*Work to do:* Each line that holds the word "components" should be returned.

*Supplied information:*
···

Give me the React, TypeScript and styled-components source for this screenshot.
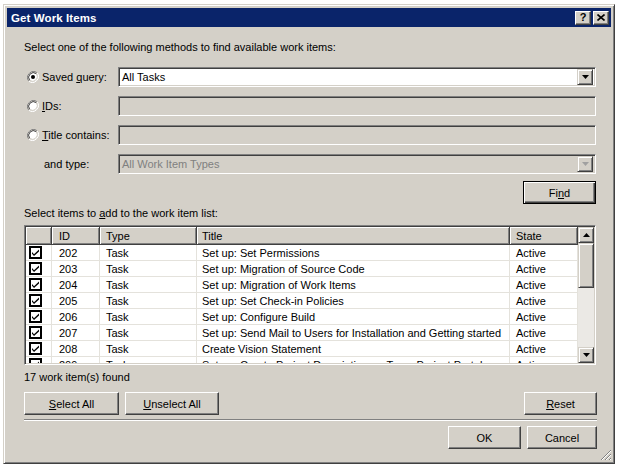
import React from 'react';
import styled, { createGlobalStyle } from 'styled-components';

const Global = createGlobalStyle`
  html, body { margin: 0; padding: 0; background: #fff; }
  body {
    font-family: "Liberation Sans", Arial, sans-serif;
    font-size: 11px;
    color: #000;
  }
  * { box-sizing: border-box; }
`;

const Window = styled.div`
  margin: 4px 0 0 3px;
  width: 612px;
  height: 460px;
  background: #d4d0c8;
  border: 1px solid;
  border-color: #d4d0c8 #404040 #404040 #d4d0c8;
  box-shadow: inset 1px 1px #fff, inset -1px -1px #808080;
  padding: 3px;
  display: flex;
  flex-direction: column;
  position: relative;
`;

const TitleBar = styled.div`
  height: 19px;
  background: #0a246a;
  display: flex;
  align-items: center;
  padding: 0 2px 0 4px;
  gap: 2px;
`;

const TitleText = styled.div`
  flex: 1;
  color: #fff;
  font-weight: bold;
  font-size: 11.5px;
  letter-spacing: 0.1px;
`;

const CaptionButton = styled.div`
  width: 16px;
  height: 14px;
  background: #d4d0c8;
  border: 1px solid;
  border-color: #fff #404040 #404040 #fff;
  box-shadow: inset -1px -1px #808080;
  display: flex;
  align-items: center;
  justify-content: center;
  font-weight: bold;
  font-size: 11px;
  line-height: 1;
`;

const Content = styled.div`
  flex: 1;
  display: flex;
  flex-direction: column;
  padding: 14px 15px 0 17px;
`;

const Text = styled.div<{ $mt?: number }>`
  line-height: 13px;
  height: 13px;
  white-space: nowrap;
  margin-top: ${(p) => p.$mt ?? 0}px;
`;

const Form = styled.div`
  margin-top: 13px;
  display: grid;
  grid-template-columns: 94px 1fr;
  grid-auto-rows: 20px;
  row-gap: 9px;
`;

const OptionLabel = styled.label<{ $indent?: number }>`
  display: flex;
  align-items: center;
  gap: 3px;
  padding-left: ${(p) => p.$indent ?? 3}px;
  white-space: nowrap;
`;

const Field = styled.div<{ $disabled?: boolean }>`
  height: 20px;
  border: 1px solid;
  border-color: #808080 #fff #fff #808080;
  box-shadow: inset 1px 1px #404040, inset -1px -1px #d4d0c8;
  background: ${(p) => (p.$disabled ? '#d4d0c8' : '#fff')};
  color: ${(p) => (p.$disabled ? '#808080' : '#000')};
  display: flex;
  align-items: center;
  padding: 2px;
`;

const FieldText = styled.div`
  flex: 1;
  padding-left: 1px;
  white-space: nowrap;
`;

const ArrowButton = styled.div`
  width: 16px;
  height: 16px;
  background: #d4d0c8;
  border: 1px solid;
  border-color: #d4d0c8 #404040 #404040 #d4d0c8;
  box-shadow: inset 1px 1px #fff, inset -1px -1px #808080;
  display: flex;
  align-items: center;
  justify-content: center;
  flex-shrink: 0;
`;

const Button = styled.div<{ $w: number; $default?: boolean }>`
  width: ${(p) => p.$w}px;
  height: 23px;
  background: #d4d0c8;
  border: 1px solid;
  border-color: ${(p) => (p.$default ? '#000' : '#fff #404040 #404040 #fff')};
  box-shadow: ${(p) =>
    p.$default
      ? 'inset 1px 1px #fff, inset -1px -1px #404040, inset -2px -2px #808080'
      : 'inset -1px -1px #808080'};
  display: flex;
  align-items: center;
  justify-content: center;
  white-space: nowrap;
`;

const FindRow = styled.div`
  display: flex;
  justify-content: flex-end;
  margin-top: 7px;
`;

const List = styled.div`
  margin-top: 5px;
  width: 572px;
  height: 140px;
  border: 1px solid;
  border-color: #808080 #fff #fff #808080;
  box-shadow: inset 1px 1px #404040, inset -1px -1px #d4d0c8;
  background: #fff;
  padding: 1px;
  display: flex;
`;

const Grid = styled.div`
  flex: 1;
  overflow: hidden;
  display: flex;
  flex-direction: column;
`;

const COLS = '26px 48px 97px 313px 68px';

const HeaderRow = styled.div`
  display: grid;
  grid-template-columns: ${COLS};
  height: 18px;
  flex-shrink: 0;
`;

const HeaderCell = styled.div<{ $pl?: number }>`
  background: #d4d0c8;
  border-right: 1px solid #404040;
  border-bottom: 1px solid #404040;
  box-shadow: inset 1px 1px #fff, inset -1px -1px #808080;
  display: flex;
  align-items: center;
  padding-left: ${(p) => p.$pl ?? 6}px;
  white-space: nowrap;
`;

const Row = styled.div`
  display: grid;
  grid-template-columns: ${COLS};
  height: 16px;
  flex-shrink: 0;
`;

const Cell = styled.div<{ $pl?: number }>`
  border-right: 1px solid #e4e2dc;
  border-bottom: 1px solid #e4e2dc;
  display: flex;
  align-items: center;
  padding-left: ${(p) => p.$pl ?? 6}px;
  white-space: nowrap;
  overflow: hidden;
`;

const ScrollBar = styled.div`
  width: 16px;
  display: flex;
  flex-direction: column;
  background: #ebe9e5;
`;

const Thumb = styled.div`
  height: 45px;
  background: #d4d0c8;
  border: 1px solid;
  border-color: #d4d0c8 #404040 #404040 #d4d0c8;
  box-shadow: inset 1px 1px #fff, inset -1px -1px #808080;
`;

const Track = styled.div`
  flex: 1;
`;

const ButtonRow = styled.div<{ $mt: number }>`
  display: flex;
  gap: 6px;
  margin-top: ${(p) => p.$mt}px;
  width: 573px;
`;

const Spacer = styled.div`
  flex: 1;
`;

const Separator = styled.div`
  margin-top: 4px;
  width: 573px;
  height: 2px;
  border-top: 1px solid #808080;
  border-bottom: 1px solid #fff;
`;

const Grip = styled.div`
  position: absolute;
  right: 2px;
  bottom: 2px;
  width: 12px;
  height: 12px;
`;

const U = styled.span`
  text-decoration: underline;
  text-underline-offset: 1px;
`;

function Radio({ checked }: { checked?: boolean }) {
  return (
    <svg width="12" height="12" viewBox="0 0 12 12">
      <path d="M10.2 1.8 A6 6 0 0 0 1.8 10.2" fill="none" stroke="#808080" strokeWidth="1" />
      <path d="M1.8 10.2 A6 6 0 0 0 10.2 1.8" fill="none" stroke="#fff" strokeWidth="1" />
      <circle cx="6" cy="6" r="4.6" fill="#fff" />
      <path d="M9.3 2.7 A4.7 4.7 0 0 0 2.7 9.3" fill="none" stroke="#404040" strokeWidth="1" />
      <path d="M2.7 9.3 A4.7 4.7 0 0 0 9.3 2.7" fill="none" stroke="#d4d0c8" strokeWidth="1" />
      {checked && <circle cx="6" cy="6" r="2" fill="#000" />}
    </svg>
  );
}

function Arrow({ down = true, color = '#000' }: { down?: boolean; color?: string }) {
  return (
    <svg width="7" height="4" viewBox="0 0 7 4">
      <path d={down ? 'M0 0H7L3.5 4Z' : 'M0 4H7L3.5 0Z'} fill={color} />
    </svg>
  );
}

function Check() {
  return (
    <svg width="13" height="13" viewBox="0 0 13 13">
      <rect x="1" y="1" width="11" height="11" fill="#fff" stroke="#000" strokeWidth="2" />
      <path d="M3 6 L5 8.3 L10 3.6 V5.4 L5 10.1 L3 7.8 Z" fill="#000" />
    </svg>
  );
}

const items = [
  ['202', 'Task', 'Set up: Set Permissions', 'Active'],
  ['203', 'Task', 'Set up: Migration of Source Code', 'Active'],
  ['204', 'Task', 'Set up: Migration of Work Items', 'Active'],
  ['205', 'Task', 'Set up: Set Check-in Policies', 'Active'],
  ['206', 'Task', 'Set up: Configure Build', 'Active'],
  ['207', 'Task', 'Set up: Send Mail to Users for Installation and Getting started', 'Active'],
  ['208', 'Task', 'Create Vision Statement', 'Active'],
  ['209', 'Task', 'Set up: Create Project Description on Team Project Portal', 'Active'],
];

export default function App() {
  return (
    <>
      <Global />
      <Window>
        <TitleBar>
          <TitleText>Get Work Items</TitleText>
          <CaptionButton>?</CaptionButton>
          <CaptionButton>
            <svg width="8" height="7" viewBox="0 0 8 7">
              <path d="M0.5 0.5 L7.5 6.5 M7.5 0.5 L0.5 6.5" stroke="#000" strokeWidth="1.6" />
            </svg>
          </CaptionButton>
        </TitleBar>
        <Content>
          <Text>Select one of the following methods to find available work items:</Text>
          <Form>
            <OptionLabel>
              <Radio checked />
              <span>
                Saved <U>q</U>uery:
              </span>
            </OptionLabel>
            <Field>
              <FieldText>All Tasks</FieldText>
              <ArrowButton>
                <Arrow />
              </ArrowButton>
            </Field>
            <OptionLabel>
              <Radio />
              <span>
                <U>I</U>Ds:
              </span>
            </OptionLabel>
            <Field $disabled />
            <OptionLabel>
              <Radio />
              <span>
                <U>T</U>itle contains:
              </span>
            </OptionLabel>
            <Field $disabled />
            <OptionLabel $indent={20}>and type:</OptionLabel>
            <Field $disabled>
              <FieldText>All Work Item Types</FieldText>
              <ArrowButton>
                <Arrow color="#a0a0a0" />
              </ArrowButton>
            </Field>
          </Form>
          <FindRow>
            <Button $w={73} $default>
              Fi<U>n</U>d
            </Button>
          </FindRow>
          <Text $mt={3}>
            Select items to <U>a</U>dd to the work item list:
          </Text>
          <List>
            <Grid>
              <HeaderRow>
                <HeaderCell />
                <HeaderCell $pl={7}>ID</HeaderCell>
                <HeaderCell>Type</HeaderCell>
                <HeaderCell $pl={5}>Title</HeaderCell>
                <HeaderCell>State</HeaderCell>
              </HeaderRow>
              {items.map(([id, type, title, state]) => (
                <Row key={id}>
                  <Cell $pl={3}>
                    <Check />
                  </Cell>
                  <Cell $pl={7}>{id}</Cell>
                  <Cell>{type}</Cell>
                  <Cell $pl={5}>{title}</Cell>
                  <Cell>{state}</Cell>
                </Row>
              ))}
            </Grid>
            <ScrollBar>
              <ArrowButton>
                <Arrow down={false} />
              </ArrowButton>
              <Thumb />
              <Track />
              <ArrowButton>
                <Arrow />
              </ArrowButton>
            </ScrollBar>
          </List>
          <Text $mt={6}>17 work item(s) found</Text>
          <ButtonRow $mt={8}>
            <Button $w={95}>
              <U>S</U>elect All
            </Button>
            <Button $w={94}>
              <U>U</U>nselect All
            </Button>
            <Spacer />
            <Button $w={73}>
              <U>R</U>eset
            </Button>
          </ButtonRow>
          <Separator />
          <ButtonRow $mt={5}>
            <Spacer />
            <Button $w={73}>OK</Button>
            <Button $w={70}>Cancel</Button>
          </ButtonRow>
        </Content>
        <Grip>
          <svg width="12" height="12" viewBox="0 0 12 12">
            <path d="M11 1 L1 11 M11 5 L5 11 M11 9 L9 11" stroke="#808080" strokeWidth="1" />
            <path d="M11 2 L2 11 M11 6 L6 11 M11 10 L10 11" stroke="#fff" strokeWidth="1" />
          </svg>
        </Grip>
      </Window>
    </>
  );
}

···

*Output below:*
Give me the React, TypeScript and styled-components source for this screenshot.
import styled, { createGlobalStyle } from 'styled-components';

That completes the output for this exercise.